▶ AIM
Tally the lines of the listing that contain the word "with", then give the total and nothing else.

▶ DATA
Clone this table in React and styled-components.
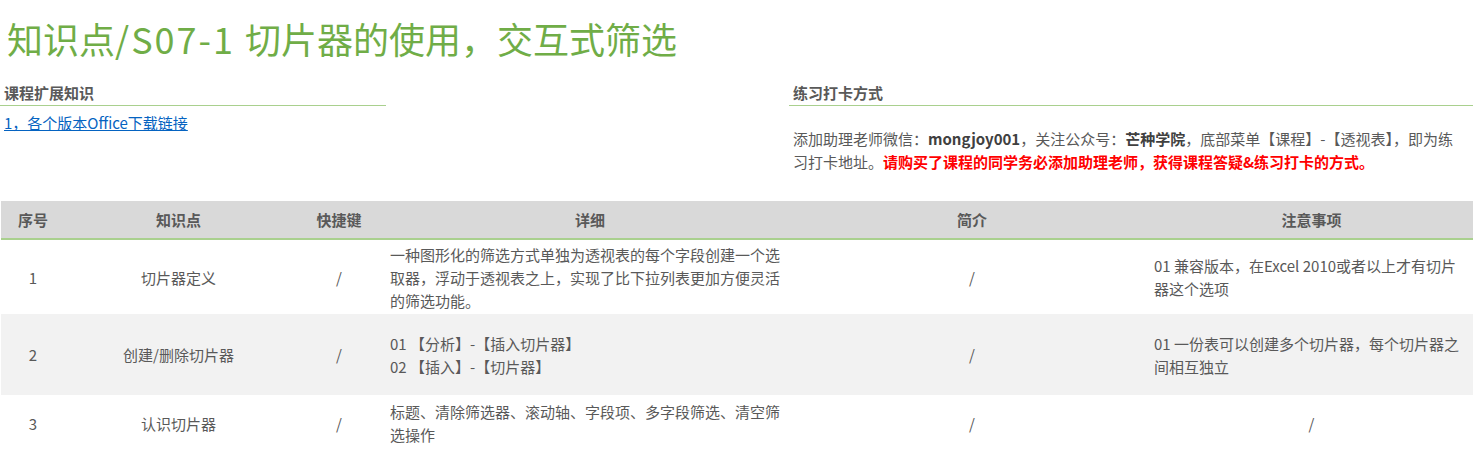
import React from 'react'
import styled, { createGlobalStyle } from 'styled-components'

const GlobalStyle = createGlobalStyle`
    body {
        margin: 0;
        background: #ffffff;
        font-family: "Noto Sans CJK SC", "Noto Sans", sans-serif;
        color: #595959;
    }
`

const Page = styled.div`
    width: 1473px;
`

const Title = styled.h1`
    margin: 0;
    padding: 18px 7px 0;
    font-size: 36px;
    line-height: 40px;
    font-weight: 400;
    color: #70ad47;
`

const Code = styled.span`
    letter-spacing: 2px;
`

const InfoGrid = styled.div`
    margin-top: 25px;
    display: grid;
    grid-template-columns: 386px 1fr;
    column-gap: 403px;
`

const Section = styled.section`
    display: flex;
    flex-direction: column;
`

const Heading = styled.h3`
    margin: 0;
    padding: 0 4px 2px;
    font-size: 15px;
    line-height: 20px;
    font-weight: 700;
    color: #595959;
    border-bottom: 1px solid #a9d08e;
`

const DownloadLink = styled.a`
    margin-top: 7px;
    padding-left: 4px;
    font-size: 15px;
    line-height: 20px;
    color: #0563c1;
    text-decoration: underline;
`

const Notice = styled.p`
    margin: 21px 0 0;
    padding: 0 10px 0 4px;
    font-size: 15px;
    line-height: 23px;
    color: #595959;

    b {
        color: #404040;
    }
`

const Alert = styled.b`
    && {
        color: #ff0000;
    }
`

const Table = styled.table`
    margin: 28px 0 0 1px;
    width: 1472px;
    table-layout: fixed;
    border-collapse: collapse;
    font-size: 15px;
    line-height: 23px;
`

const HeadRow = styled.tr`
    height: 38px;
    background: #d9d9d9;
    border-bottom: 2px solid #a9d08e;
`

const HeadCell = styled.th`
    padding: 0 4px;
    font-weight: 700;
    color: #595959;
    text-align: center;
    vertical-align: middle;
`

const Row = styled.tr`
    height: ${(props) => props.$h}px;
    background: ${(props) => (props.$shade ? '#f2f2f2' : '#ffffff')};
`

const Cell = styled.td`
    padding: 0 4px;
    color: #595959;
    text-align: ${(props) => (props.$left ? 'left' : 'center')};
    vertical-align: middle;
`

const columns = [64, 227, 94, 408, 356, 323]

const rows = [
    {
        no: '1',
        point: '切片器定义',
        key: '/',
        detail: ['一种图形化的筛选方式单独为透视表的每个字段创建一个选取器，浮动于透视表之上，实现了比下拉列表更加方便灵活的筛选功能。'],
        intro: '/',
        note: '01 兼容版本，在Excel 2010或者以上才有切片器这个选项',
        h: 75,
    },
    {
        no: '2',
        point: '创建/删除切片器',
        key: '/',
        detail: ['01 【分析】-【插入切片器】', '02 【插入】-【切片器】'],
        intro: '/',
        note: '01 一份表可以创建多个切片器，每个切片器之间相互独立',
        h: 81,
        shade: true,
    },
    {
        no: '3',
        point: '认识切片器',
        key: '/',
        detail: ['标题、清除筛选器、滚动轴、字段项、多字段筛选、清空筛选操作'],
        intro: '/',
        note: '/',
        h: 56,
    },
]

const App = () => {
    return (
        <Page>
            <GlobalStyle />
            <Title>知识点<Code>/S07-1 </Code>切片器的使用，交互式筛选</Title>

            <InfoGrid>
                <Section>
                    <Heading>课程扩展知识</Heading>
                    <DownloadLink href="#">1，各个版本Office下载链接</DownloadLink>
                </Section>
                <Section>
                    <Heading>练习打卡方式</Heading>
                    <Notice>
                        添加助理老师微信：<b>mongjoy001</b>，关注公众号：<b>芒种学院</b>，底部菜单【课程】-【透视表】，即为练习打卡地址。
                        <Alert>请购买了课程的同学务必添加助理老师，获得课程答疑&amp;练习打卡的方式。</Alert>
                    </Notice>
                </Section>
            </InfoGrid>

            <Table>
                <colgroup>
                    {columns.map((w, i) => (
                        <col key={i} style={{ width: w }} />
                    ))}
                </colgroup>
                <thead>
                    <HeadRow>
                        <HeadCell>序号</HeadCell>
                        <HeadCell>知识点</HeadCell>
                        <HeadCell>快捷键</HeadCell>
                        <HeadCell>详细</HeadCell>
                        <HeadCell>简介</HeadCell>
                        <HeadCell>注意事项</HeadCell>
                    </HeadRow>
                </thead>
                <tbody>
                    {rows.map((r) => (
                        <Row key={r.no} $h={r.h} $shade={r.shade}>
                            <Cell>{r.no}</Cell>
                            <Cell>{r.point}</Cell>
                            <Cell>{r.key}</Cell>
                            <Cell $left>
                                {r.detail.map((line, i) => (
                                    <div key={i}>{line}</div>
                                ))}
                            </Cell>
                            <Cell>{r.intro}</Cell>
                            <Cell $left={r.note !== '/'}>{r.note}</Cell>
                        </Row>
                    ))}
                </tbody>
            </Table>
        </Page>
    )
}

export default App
--
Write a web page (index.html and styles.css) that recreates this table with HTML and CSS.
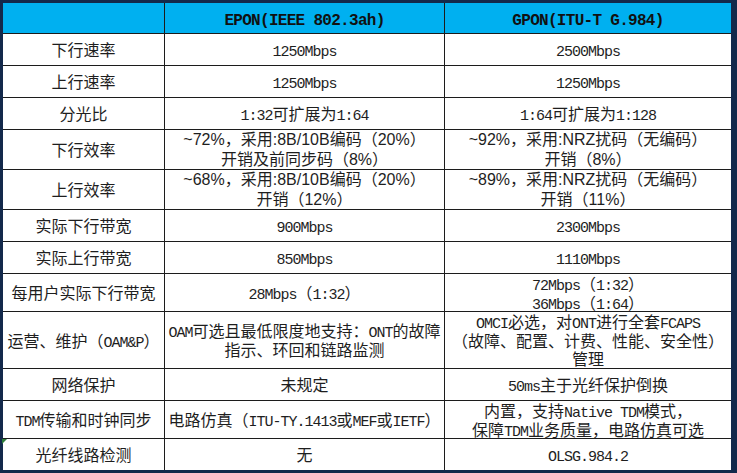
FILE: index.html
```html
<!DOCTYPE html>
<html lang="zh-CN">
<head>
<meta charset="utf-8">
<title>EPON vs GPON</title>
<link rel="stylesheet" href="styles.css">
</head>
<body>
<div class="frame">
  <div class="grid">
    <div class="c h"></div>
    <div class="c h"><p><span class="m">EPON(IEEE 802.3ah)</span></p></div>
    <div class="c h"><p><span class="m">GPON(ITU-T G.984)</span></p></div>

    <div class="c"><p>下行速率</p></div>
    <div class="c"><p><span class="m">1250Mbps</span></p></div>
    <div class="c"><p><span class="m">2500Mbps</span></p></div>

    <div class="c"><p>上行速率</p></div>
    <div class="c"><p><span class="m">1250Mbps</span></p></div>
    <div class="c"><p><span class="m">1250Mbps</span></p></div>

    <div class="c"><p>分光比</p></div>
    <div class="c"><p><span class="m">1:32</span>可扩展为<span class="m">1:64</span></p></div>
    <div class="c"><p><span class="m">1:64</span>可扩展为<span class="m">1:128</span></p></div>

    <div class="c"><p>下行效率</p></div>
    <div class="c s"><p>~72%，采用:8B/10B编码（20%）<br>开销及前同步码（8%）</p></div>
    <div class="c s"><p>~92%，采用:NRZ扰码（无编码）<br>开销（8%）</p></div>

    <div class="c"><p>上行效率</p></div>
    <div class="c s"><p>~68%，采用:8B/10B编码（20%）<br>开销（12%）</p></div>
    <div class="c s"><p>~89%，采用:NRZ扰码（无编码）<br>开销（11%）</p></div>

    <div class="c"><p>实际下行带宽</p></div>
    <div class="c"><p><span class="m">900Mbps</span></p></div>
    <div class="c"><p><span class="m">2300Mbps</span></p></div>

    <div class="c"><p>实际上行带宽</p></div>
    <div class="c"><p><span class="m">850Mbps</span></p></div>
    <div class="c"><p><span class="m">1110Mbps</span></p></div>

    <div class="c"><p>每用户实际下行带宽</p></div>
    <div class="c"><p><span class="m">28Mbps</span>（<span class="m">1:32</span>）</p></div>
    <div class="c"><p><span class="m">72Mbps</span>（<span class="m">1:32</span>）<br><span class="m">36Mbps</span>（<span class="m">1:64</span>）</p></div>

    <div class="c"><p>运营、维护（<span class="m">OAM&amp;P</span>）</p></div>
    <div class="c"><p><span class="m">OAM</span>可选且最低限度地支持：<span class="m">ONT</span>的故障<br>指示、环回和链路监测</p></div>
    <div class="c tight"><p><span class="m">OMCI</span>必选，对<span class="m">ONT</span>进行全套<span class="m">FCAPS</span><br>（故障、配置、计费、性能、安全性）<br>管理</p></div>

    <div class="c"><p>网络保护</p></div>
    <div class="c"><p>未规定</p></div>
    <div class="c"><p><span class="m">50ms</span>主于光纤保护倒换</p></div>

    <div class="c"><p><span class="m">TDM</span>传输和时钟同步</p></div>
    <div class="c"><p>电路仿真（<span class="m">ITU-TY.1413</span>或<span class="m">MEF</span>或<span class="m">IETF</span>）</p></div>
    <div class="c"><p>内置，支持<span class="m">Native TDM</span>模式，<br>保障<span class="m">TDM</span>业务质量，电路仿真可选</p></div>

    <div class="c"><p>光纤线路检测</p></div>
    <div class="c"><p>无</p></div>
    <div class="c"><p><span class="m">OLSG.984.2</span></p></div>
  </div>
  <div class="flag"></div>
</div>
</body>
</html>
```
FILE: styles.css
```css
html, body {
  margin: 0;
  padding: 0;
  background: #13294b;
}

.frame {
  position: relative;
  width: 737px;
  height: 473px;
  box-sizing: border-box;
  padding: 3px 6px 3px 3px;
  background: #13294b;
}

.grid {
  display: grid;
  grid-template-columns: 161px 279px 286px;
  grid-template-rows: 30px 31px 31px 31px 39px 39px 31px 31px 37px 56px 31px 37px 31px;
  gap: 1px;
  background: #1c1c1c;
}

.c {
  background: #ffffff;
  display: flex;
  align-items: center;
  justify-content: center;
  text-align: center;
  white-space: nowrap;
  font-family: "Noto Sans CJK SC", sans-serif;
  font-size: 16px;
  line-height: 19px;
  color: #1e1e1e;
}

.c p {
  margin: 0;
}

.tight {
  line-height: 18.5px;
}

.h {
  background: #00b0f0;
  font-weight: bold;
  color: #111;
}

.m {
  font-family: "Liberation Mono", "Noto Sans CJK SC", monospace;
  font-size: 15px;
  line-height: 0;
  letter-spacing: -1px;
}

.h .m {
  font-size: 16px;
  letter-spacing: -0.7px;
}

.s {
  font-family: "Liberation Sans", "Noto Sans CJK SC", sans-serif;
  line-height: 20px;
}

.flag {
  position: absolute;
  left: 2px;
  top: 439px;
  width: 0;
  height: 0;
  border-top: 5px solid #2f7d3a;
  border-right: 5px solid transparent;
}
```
---
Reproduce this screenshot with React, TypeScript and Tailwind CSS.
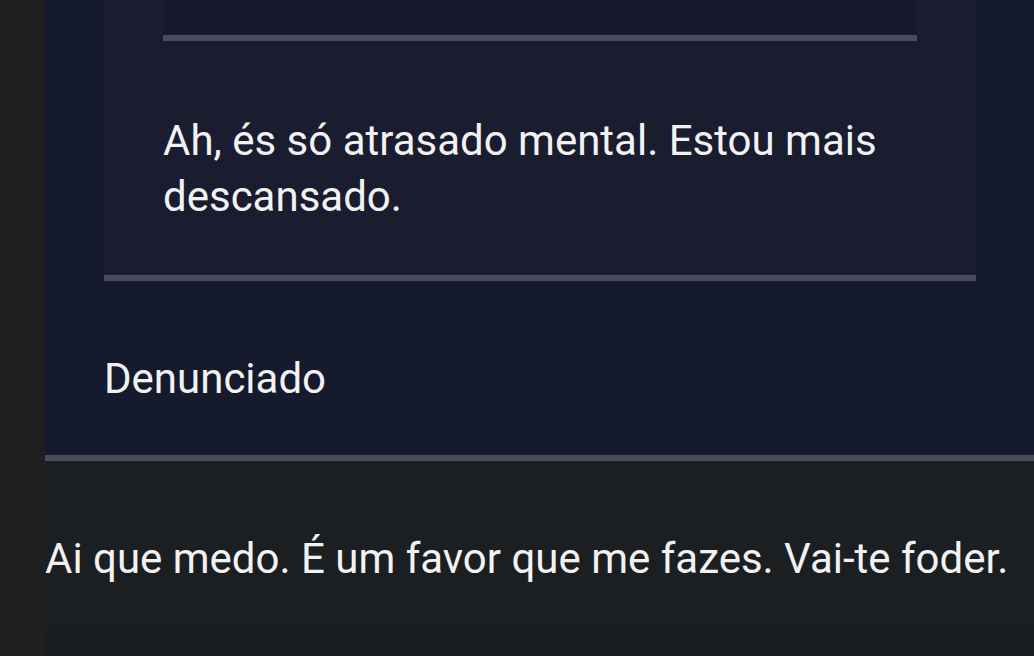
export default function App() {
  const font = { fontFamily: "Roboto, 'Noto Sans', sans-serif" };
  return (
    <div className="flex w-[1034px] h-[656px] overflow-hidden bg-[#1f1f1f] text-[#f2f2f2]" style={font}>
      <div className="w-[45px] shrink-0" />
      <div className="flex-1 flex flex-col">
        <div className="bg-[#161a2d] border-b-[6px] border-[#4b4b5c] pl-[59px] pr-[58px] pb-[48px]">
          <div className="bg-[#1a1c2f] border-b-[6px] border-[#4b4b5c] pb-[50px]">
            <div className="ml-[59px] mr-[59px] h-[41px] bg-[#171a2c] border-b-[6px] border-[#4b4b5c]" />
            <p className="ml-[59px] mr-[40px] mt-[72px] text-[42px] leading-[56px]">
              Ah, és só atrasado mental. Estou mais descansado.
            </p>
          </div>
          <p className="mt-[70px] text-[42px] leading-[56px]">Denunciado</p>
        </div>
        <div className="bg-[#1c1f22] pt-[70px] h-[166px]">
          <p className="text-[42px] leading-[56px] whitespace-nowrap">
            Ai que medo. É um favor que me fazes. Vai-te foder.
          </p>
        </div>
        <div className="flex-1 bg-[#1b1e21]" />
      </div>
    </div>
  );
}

▶ THE ANSWER
2